At issue in the case is a decision by the Army Corps of Engineers designating the plaintiff’s land as “waters of the United States” and therefore subject to significant federal regulation. Plaintiff therefore faced a choice. It could (1) seek permission to operate under those regulations (with evidence showing that permission would be expensive/time-consuming to seek and unlikely to be obtained); (2) ignore the regulations and defend against potential enforcement; or (3) challenge the designation in Court. It chose door #3, and the Supreme Court has now allowed it to proceed with that challenge.
At issue is the question of reviewable final agency actions. To be “final,” an agency action must meet two tests. First, the action must mark the consummation of the agency’s decisionmaking process—it must not be of a merely tentative or interlocutory nature. And second, the action must be one by which rights or obligations have been determined, or from which legal consequences will flow. (the first requirement was essentially admitted). Final agency actions can then be reviewed only if there are no adequate alternatives to that review in court. “Adequate” being the key word.
The Supreme court held that the decision was final, using a commonsense approach to the consequences of the Corps of Engineers’ determination. It noted that a finding that water is NOT “waters of the United States,” called a negative finding, “both narrows the field of potential plaintiffs and limits the potential liability a landowner faces for discharging pollutants without a permit.” The positive finding in this case must, at minimum, therefore “represent the denial of the safe harbor that negative [findings] afford.” It then held that the decision was reviewable because neither door #1 (“whatever pertinence [the permit application process] might have to the issuance of a permit, none of it will alter the finality of the [positive finding], or affect its suitability for judicial review”) nor door #2 (“parties need not await enforcement proceedings before challenging final agency action where such proceedings carry the risk of ‘serious criminal and civil penalties.'”) were adequate alternatives. As a result, the Eight Circuit’s reversal of the District Court’s dismissal was affirmed, and Plaintiffs can proceed to the merits of their challenge to the positive finding.
This Liberal’s Thoughts
I won’t rehash the article, or quibble with its more ideological editorial comments, because I think it is certainly right that the outcome “is an important victory for . . . landowners everywhere who seek to avoid a Hobson’s choice between going through a costly, time-consuming permitting process with an unknown outcome or facing civil and criminal penalties.” More generally, I think that when the government makes a final decision that harms a party, that party should be able to challenge the validity of that decision, and I agree with my libertarian friends that the Court can be too hostile to that process.

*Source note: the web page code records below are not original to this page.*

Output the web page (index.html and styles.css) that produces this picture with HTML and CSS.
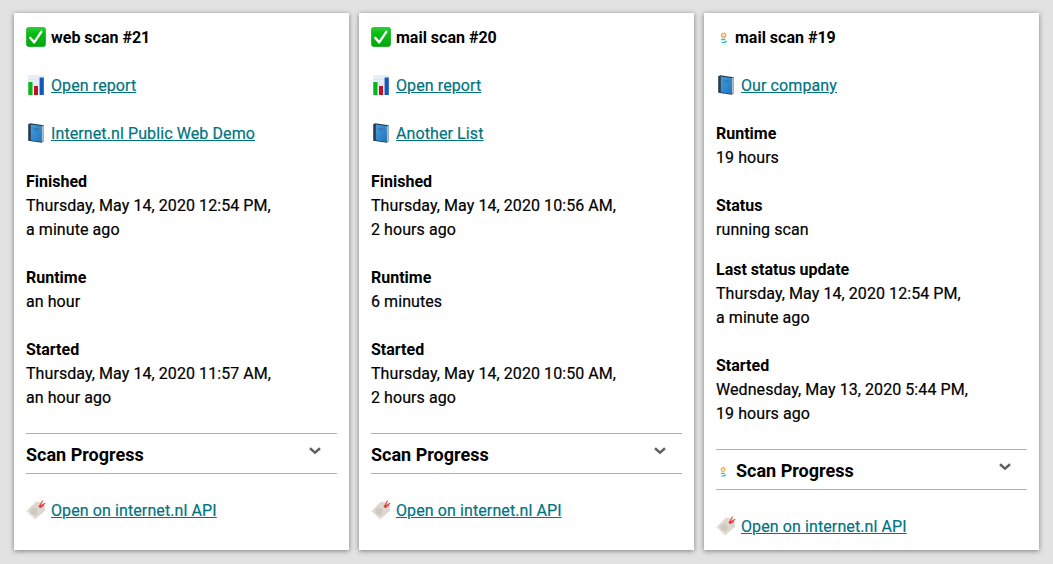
FILE: index.html
```html
<!DOCTYPE html>
<html lang="en">
<head>
<meta charset="utf-8">
<title>Scan monitor</title>
<link rel="stylesheet" href="styles.css">
</head>
<body>
<svg class="sprite" aria-hidden="true">
  <defs>
    <linearGradient id="green" x1="0" y1="0" x2="0" y2="1"><stop offset="0" stop-color="#2fd03c"/><stop offset=".3" stop-color="#08bd14"/><stop offset="1" stop-color="#00a80b"/></linearGradient>
    <linearGradient id="blue" x1="0" y1="0" x2="1" y2="1"><stop offset="0" stop-color="#469bd8"/><stop offset="1" stop-color="#1f77c0"/></linearGradient>
    <symbol id="check" viewBox="0 0 20 20">
      <rect x=".3" y=".3" width="19.4" height="19.4" rx="3" fill="url(#green)" stroke="#18a322" stroke-width=".6"/>
      <path d="M4.2 10.8 8.2 15.4 15.3 4.8" fill="none" stroke="#fff" stroke-width="2.4" stroke-linecap="round" stroke-linejoin="round"/>
    </symbol>
    <symbol id="chart" viewBox="0 0 20 20">
      <rect x="2" y="0" width="16" height="20" fill="#e7eef5"/>
      <path d="M2 4.5h16M2 9.5h16M2 14.5h16" stroke="#d4e0ea" stroke-width=".5"/>
      <rect x="2.3" y="7" width="4.2" height="13" fill="#09b51c"/>
      <rect x="8" y="11" width="4" height="9" fill="#c3121f"/>
      <rect x="13.6" y="2.5" width="4.2" height="17.5" fill="#1259bd"/>
    </symbol>
    <symbol id="book" viewBox="0 0 20 20">
      <path d="M2.2 1.2 4.3.2 17.8 2.2V18.1L15.8 19.8 2.2 17.7Z" fill="#263b4c"/>
      <path d="M15.2 3.2 17.8 2.4V17.8L15.6 19Z" fill="#b4c0c8"/>
      <path d="M4.8 1.6 15.8 3V19L4.8 17.3Z" fill="url(#blue)"/>
      <path d="M7 5.2 13.4 6M7.8 7 12 7.6" stroke="#2c75af" stroke-width=".9"/>
    </symbol>
    <symbol id="tag" viewBox="0 0 20 20">
      <path d="M.4 11.2 10.2 1.4 17.4 3 19.2 10.4 9 19.6Z" fill="#dcd7cf"/>
      <path d="M.4 11.2 9 19.6 9.8 18.9 1.2 10.4Z" fill="#eeeae5"/>
      <circle cx="8" cy="11.4" r="3.6" fill="#cbc4ba" opacity=".75"/>
      <circle cx="14.5" cy="6.3" r="1.7" fill="#d84242"/>
      <path d="M14.5 6.3C14 4.4 14.8 3 16.4 1M14.5 6.3 18.8 3.4M14.5 6.3 17.6 5.6" fill="none" stroke="#ed4145" stroke-width="1.2" stroke-linecap="round"/>
    </symbol>
    <symbol id="loader" viewBox="0 0 8 12">
      <circle cx="3.6" cy="3.2" r="2.1" fill="#fff" stroke="#f8a944" stroke-width="1.4"/>
      <path d="M3.6 2.4v1.6M2.8 3.2h1.6" stroke="#fbc37b" stroke-width=".6"/>
      <path d="M1.2 7.5H5.4M1.8 10.4H4.8L6.8 9.2" fill="none" stroke="#20bfd8" stroke-width="1.4"/>
    </symbol>
    <symbol id="chevron" viewBox="0 0 12 8">
      <path d="M1 1.2 6 5.6 11 1.2" fill="none" stroke="#606060" stroke-width="2.5"/>
    </symbol>
  </defs>
</svg>
<main class="scans">
  <article class="card">
    <h2 class="row title"><svg class="icon"><use href="#check"/></svg>web scan #21</h2>
    <p class="row"><svg class="icon"><use href="#chart"/></svg><a href="#">Open report</a></p>
    <p class="row"><svg class="icon"><use href="#book"/></svg><a href="#">Internet.nl Public Web Demo</a></p>
    <p class="block"><b>Finished</b><br>Thursday, May 14, 2020 12:54 PM,<br>a minute ago</p>
    <p class="block"><b>Runtime</b><br>an hour</p>
    <p class="block"><b>Started</b><br>Thursday, May 14, 2020 11:57 AM,<br>an hour ago</p>
    <h3 class="progress"><span>Scan Progress</span><svg class="chevron"><use href="#chevron"/></svg></h3>
    <p class="row"><svg class="icon"><use href="#tag"/></svg><a href="#">Open on internet.nl API</a></p>
  </article>
  <article class="card">
    <h2 class="row title"><svg class="icon"><use href="#check"/></svg>mail scan #20</h2>
    <p class="row"><svg class="icon"><use href="#chart"/></svg><a href="#">Open report</a></p>
    <p class="row"><svg class="icon"><use href="#book"/></svg><a href="#">Another List</a></p>
    <p class="block"><b>Finished</b><br>Thursday, May 14, 2020 10:56 AM,<br>2 hours ago</p>
    <p class="block"><b>Runtime</b><br>6 minutes</p>
    <p class="block"><b>Started</b><br>Thursday, May 14, 2020 10:50 AM,<br>2 hours ago</p>
    <h3 class="progress"><span>Scan Progress</span><svg class="chevron"><use href="#chevron"/></svg></h3>
    <p class="row"><svg class="icon"><use href="#tag"/></svg><a href="#">Open on internet.nl API</a></p>
  </article>
  <article class="card">
    <h2 class="row title"><svg class="loader"><use href="#loader"/></svg>mail scan #19</h2>
    <p class="row"><svg class="icon"><use href="#book"/></svg><a href="#">Our company</a></p>
    <p class="block"><b>Runtime</b><br>19 hours</p>
    <p class="block status"><b>Status</b><br>running scan</p>
    <p class="block"><b>Last status update</b><br>Thursday, May 14, 2020 12:54 PM,<br>a minute ago</p>
    <p class="block"><b>Started</b><br>Wednesday, May 13, 2020 5:44 PM,<br>19 hours ago</p>
    <h3 class="progress"><svg class="loader"><use href="#loader"/></svg><span>Scan Progress</span><svg class="chevron"><use href="#chevron"/></svg></h3>
    <p class="row"><svg class="icon"><use href="#tag"/></svg><a href="#">Open on internet.nl API</a></p>
  </article>
</main>
</body>
</html>
```
FILE: styles.css
```css
* {
  box-sizing: border-box;
}

body {
  margin: 0;
  background: #e2e2e2;
  color: #000;
  font: 16px/24px Roboto, "Liberation Sans", sans-serif;
  letter-spacing: .07px;
  -webkit-text-stroke: .2px;
}

.sprite {
  position: absolute;
  width: 0;
  height: 0;
}

.scans {
  display: grid;
  grid-template-columns: repeat(3, 335px);
  grid-template-rows: 537px;
  gap: 10px;
  padding: 13px 14px 14px;
}

.card {
  padding: 13px 12px 0;
  background: #fff;
  box-shadow: 0 1px 5px rgba(0, 0, 0, .45);
}

.row,
.block {
  margin: 0 0 24px;
}

.row {
  display: flex;
  align-items: center;
}

.row:last-child {
  margin-bottom: 0;
}

.title {
  font-size: 16px;
  font-weight: 700;
}

b,
.title,
.progress {
  letter-spacing: 0;
  -webkit-text-stroke: 0;
}

.block.status {
  margin-bottom: 16px;
}

.icon {
  flex: none;
  width: 20px;
  height: 20px;
  margin: 0 5px 2px 0;
}

.loader {
  flex: none;
  width: 8px;
  height: 12px;
  margin: 0 7px 0 4px;
}

.progress {
  display: flex;
  align-items: center;
  height: 41px;
  margin: -1px 0 25px;
  padding-top: 3px;
  border-top: 1px solid #b0b0b0;
  border-bottom: 1px solid #b0b0b0;
  font-size: 18px;
  font-weight: 700;
}

.progress .loader {
  width: 7px;
  margin: 1px 9px 0 4px;
}

.chevron {
  width: 12px;
  height: 8px;
  margin: 0 16px 9px auto;
}

a {
  color: #00747f;
  letter-spacing: .1px;
  text-decoration: underline;
}
```
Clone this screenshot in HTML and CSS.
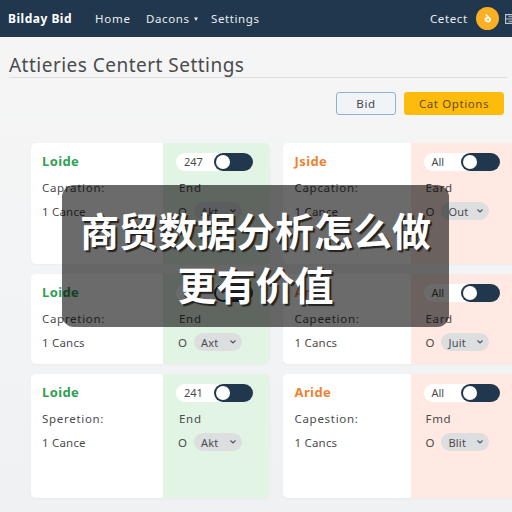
FILE: index.html
```html
<!DOCTYPE html>
<html lang="zh">
<head>
<meta charset="utf-8">
<title>Settings</title>
<link rel="stylesheet" href="styles.css">
</head>
<body>
<header class="nav">
  <strong class="brand">Bilday Bid</strong>
  <nav class="links">
    <span class="home">Home</span>
    <span class="menu">Dacons <svg class="caret" viewBox="0 0 4 4"><path d="M0 .5h4L2 4z" fill="currentColor"/></svg></span>
    <span class="set">Settings</span>
  </nav>
  <span class="account">Cetect</span>
  <svg class="avatar" viewBox="0 0 23 23"><circle cx="11.5" cy="11.5" r="11.5" fill="#fbaf22"/><path d="M9.700 7.500l4.300 4.300M9.500 11.500c2-1.500 5.500-.3 4.500 1.800s-4.800 1.500-4.500-1.800z" fill="none" stroke="#fff" stroke-width="1.700"/></svg>
  <svg class="grid-icon" viewBox="0 0 10 10"><path d="M8 .6H.6v8.800H8M.6 5H10M3.500 2.700H10M3.500 7.300H10" fill="none" stroke="#b9c8d6" stroke-width="1.100"/></svg>
</header>
<main>
  <h1>Attieries Centert Settings</h1>
  <div class="actions">
    <button class="btn bid">Bid</button>
    <button class="btn options">Cat Options</button>
  </div>
  <div class="cards">
    <section class="card green">
      <div class="info"><h2>Loide</h2><p class="cap">Capration:</p><p class="count">1 Cance</p></div>
      <div class="side"><div class="toggle"><span class="num">247</span><i class="switch"></i></div><p class="end">End</p><div class="pick"><span>O</span><span class="select">Akt<svg viewBox="0 0 6 4"><path d="M.5.5L3 3 5.500.5"/></svg></span></div></div>
    </section>
    <section class="card orange">
      <div class="info"><h2>Jside</h2><p class="cap">Capcation:</p><p class="count">1 Cance</p></div>
      <div class="side"><div class="toggle"><span class="num">All</span><i class="switch"></i></div><p class="end">Eard</p><div class="pick"><span>O</span><span class="select">Out<svg viewBox="0 0 6 4"><path d="M.5.5L3 3 5.500.5"/></svg></span></div></div>
    </section>
    <section class="card green">
      <div class="info"><h2>Loide</h2><p class="cap">Capretion:</p><p class="count">1 Cancs</p></div>
      <div class="side"><div class="toggle"><span class="num">241</span><i class="switch"></i></div><p class="end">End</p><div class="pick"><span>O</span><span class="select">Axt<svg viewBox="0 0 6 4"><path d="M.5.5L3 3 5.500.5"/></svg></span></div></div>
    </section>
    <section class="card orange">
      <div class="info"><h2>Aride</h2><p class="cap">Capeetion:</p><p class="count">1 Cancs</p></div>
      <div class="side"><div class="toggle"><span class="num">All</span><i class="switch"></i></div><p class="end">Eard</p><div class="pick"><span>O</span><span class="select">Juit<svg viewBox="0 0 6 4"><path d="M.5.5L3 3 5.500.5"/></svg></span></div></div>
    </section>
    <section class="card green">
      <div class="info"><h2>Loide</h2><p class="cap">Speretion:</p><p class="count">1 Cance</p></div>
      <div class="side"><div class="toggle"><span class="num">241</span><i class="switch"></i></div><p class="end">End</p><div class="pick"><span>O</span><span class="select">Akt<svg viewBox="0 0 6 4"><path d="M.5.5L3 3 5.500.5"/></svg></span></div></div>
    </section>
    <section class="card orange">
      <div class="info"><h2>Aride</h2><p class="cap">Capestion:</p><p class="count">1 Cancs</p></div>
      <div class="side"><div class="toggle"><span class="num">All</span><i class="switch"></i></div><p class="end">Fmd</p><div class="pick"><span>O</span><span class="select">Blit<svg viewBox="0 0 6 4"><path d="M.5.5L3 3 5.500.5"/></svg></span></div></div>
    </section>
  </div>
</main>
<div class="caption">商贸数据分析怎么做<br>更有价值</div>
</body>
</html>
```
FILE: styles.css
```css
* { box-sizing: border-box; }
body {
  margin: 0;
  width: 512px;
  height: 512px;
  overflow: hidden;
  background: linear-gradient(#f5f5f5, #f3f4f5 50%, #eff1f3);
  color: #4b4b4e;
  font-family: "Noto Sans", "Open Sans", sans-serif;
  font-size: 11.500px;
  position: relative;
}
h1, h2, p { margin: 0; font-weight: 400; }
.nav {
  height: 37px;
  background: #21374e;
  color: #e9edf1;
  display: flex;
  align-items: center;
  padding-left: 8px;
  white-space: nowrap;
  overflow: hidden;
}
.brand { width: 87px; font-size: 12px; letter-spacing: .5px; color: #fff; }
.links { display: flex; flex: 1; }
.home { width: 51px; letter-spacing: .75px; }
.menu { width: 65px; letter-spacing: .6px; }
.set { letter-spacing: .6px; }
.caret { width: 4px; height: 4px; margin-left: 1px; vertical-align: 2px; }
.account { width: 46px; letter-spacing: .6px; }
.avatar { width: 23px; height: 23px; margin-right: 6px; flex: none; }
.grid-icon { width: 10px; height: 10px; flex: none; margin-right: -3px; }
h1 {
  margin: 0 5px 0 9px;
  height: 41px;
  line-height: 57px;
  font-size: 19px;
  letter-spacing: .48px;
  border-bottom: 1px solid #dcdddf;
  white-space: nowrap;
}
.actions { display: flex; justify-content: flex-end; gap: 8px; padding: 14px 8px 0 0; }
.btn { height: 23px; padding: 0; border: 1px solid #8eb2d1; border-radius: 3px; font: 11.500px "Noto Sans", sans-serif; letter-spacing: .6px; color: #454548; background: #f1f4f7; }
.bid { width: 60px; }
.options { width: 100px; border-color: #fdbb0b; background: #fdbb0b; color: #684d1b; }
.cards {
  display: grid;
  grid-template-columns: 239px 239px;
  grid-template-rows: 121px 90px 124px;
  gap: 10px 13px;
  padding: 28px 0 0 30.500px;
}
.card { display: flex; background: #fff; border-radius: 5px; overflow: hidden; box-shadow: 0 1px 3px #00000008; }
.info { width: 132.500px; padding: 7px 0 0 11.500px; }
.orange .info { width: 128px; padding-left: 12px; }
.side { flex: 1; background: #e2f4e3; padding: 10px 0 0 13px; }
.orange .side { background: #ffe9e2; }
h2 { font-size: 13px; font-weight: 700; line-height: 23px; height: 26px; letter-spacing: .4px; color: #2fa052; }
.orange h2 { color: #ed8332; }
.cap, .count, .end { line-height: 24px; height: 24px; white-space: nowrap; }
.cap { letter-spacing: .7px; }
.count { letter-spacing: .2px; }
.toggle { display: flex; width: 77px; height: 18px; border-radius: 9px; background: #fff; margin-bottom: 5px; }
.num { width: 38px; padding-left: 8px; font-size: 11px; line-height: 18px; }
.switch { width: 39px; height: 18px; border-radius: 9px; background: #21374e; padding: 2px; }
.switch::before { content: ""; display: block; width: 14px; height: 14px; border-radius: 7px; background: #fff; }
.end { padding-left: 3px; letter-spacing: .7px; }
.orange .end { padding-left: 2px; }
.orange .toggle { width: 76px; }
.pick { display: flex; align-items: center; gap: 7px; padding-left: 2px; height: 22px; }
.select { width: 48px; height: 18px; border-radius: 9px; background: #dcdee0; display: flex; align-items: center; justify-content: space-between; padding: 0 6px 0 7px; font-size: 11px; letter-spacing: .2px; }
.select svg { width: 6px; height: 4px; }
.select path { fill: none; stroke: #55555a; stroke-width: 1.200; }
.caption {
  position: absolute;
  left: 62px;
  top: 185px;
  width: 387px;
  height: 142px;
  border-radius: 12px;
  background: rgba(0, 0, 0, .58);
  color: #fff;
  font: 700 39px/54px "Noto Sans CJK SC", sans-serif;
  text-align: center;
  padding-top: 17px;
  text-shadow: 2px 2px 1px #222;
}
```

Here’s another example–from my own practice–that may help explain why. I represented (pro-bono) an asylum applicant who had entered the country without inspection many years ago,* fleeing from specific persecution on account of his political beliefs by South American guerillas.** Some time after he did so, he linked up with a public aid group and submitted an asylum application. At the time he did so, this meant he automatically received a work authorization and was therefore both present and employed in the country legally, but with no long-term right to remain. After he completed his application, President Clinton (the male one) signed the Illegal Immigration Reform and Immigrant Responsibility Act of 1996 (“IIRIRA”), which allowed for summary deportation of previously-deported immigrants, but did not apply retroactively. Years after that, the government finally got around to my client’s asylum application and promptly threw him into summary deportation proceedings. Although he had defenses to deportation separate from his asylum claim (for practitioners: his case was strong enough he had a real shot at mandatory withholding/CAT relief), the government’s incorrect decision to apply IIRIRA to my client’s application immediately foreclosed his ability to obtain asylum. And his remaining defenses had the twin virtues of being strictly less valuable (asylum is permanent, mandatory relief is temporary) and strictly harder to obtain. It took several years, retention of pro-bono counsel (me), two Ninth Circuit appeals, and a successful motion for reconsideration, to get a Court to agree to review the validity of the government’s incorrect decision to apply IIRIRA. In my view, there should never have been any jurisdictional issue, and my client should have been readily able to challenge the initial determination (which he would have won easily***).
The parallels between the two cases seem obvious (at least to me!). In both cases, the Government took a debatable final action. In both cases that action restricted the other party’s rights. In both cases, the other party still had some remaining rights it could fight for. And in both cases, I see no value in forcing the other party to fight for those remaining rights before challenging the final action restricting them. From a libertarian’s perspective, this is about runaway regulators unconstitutionally exercising legislative (or non-federal) powers. From mine, its about fairness to litigants and a desire to make sure that the government acts fairly rather than hiding behind technical and unjustified jurisdictional barriers. That said, maybe I’m missing something, or there is some unintended consequence here that the common law collective can point out.
*This was his second time fleeing the same oppression, the first time he was caught at the border, denied counsel, and then coerced into “voluntarily” consenting to be deported. The INS at the time was notorious for doing this routinely, ultimately resulting in serious civil injunctions in the nineties.
**Without spending too much time on the story, let’s just say he had a 100% good claim to asylum, as evidenced by the fact that his wife and child received asylum on the same story because they were not tainted by the procedural morass just described.
***When we won the motion to reconsider, and the Ninth Circuit agreed it had jurisdiction over our appeal, the Government swiftly exercised its discretion to grant asylum. Justice was done, but nobody likes a mooted appeal that had a high likelihood of success.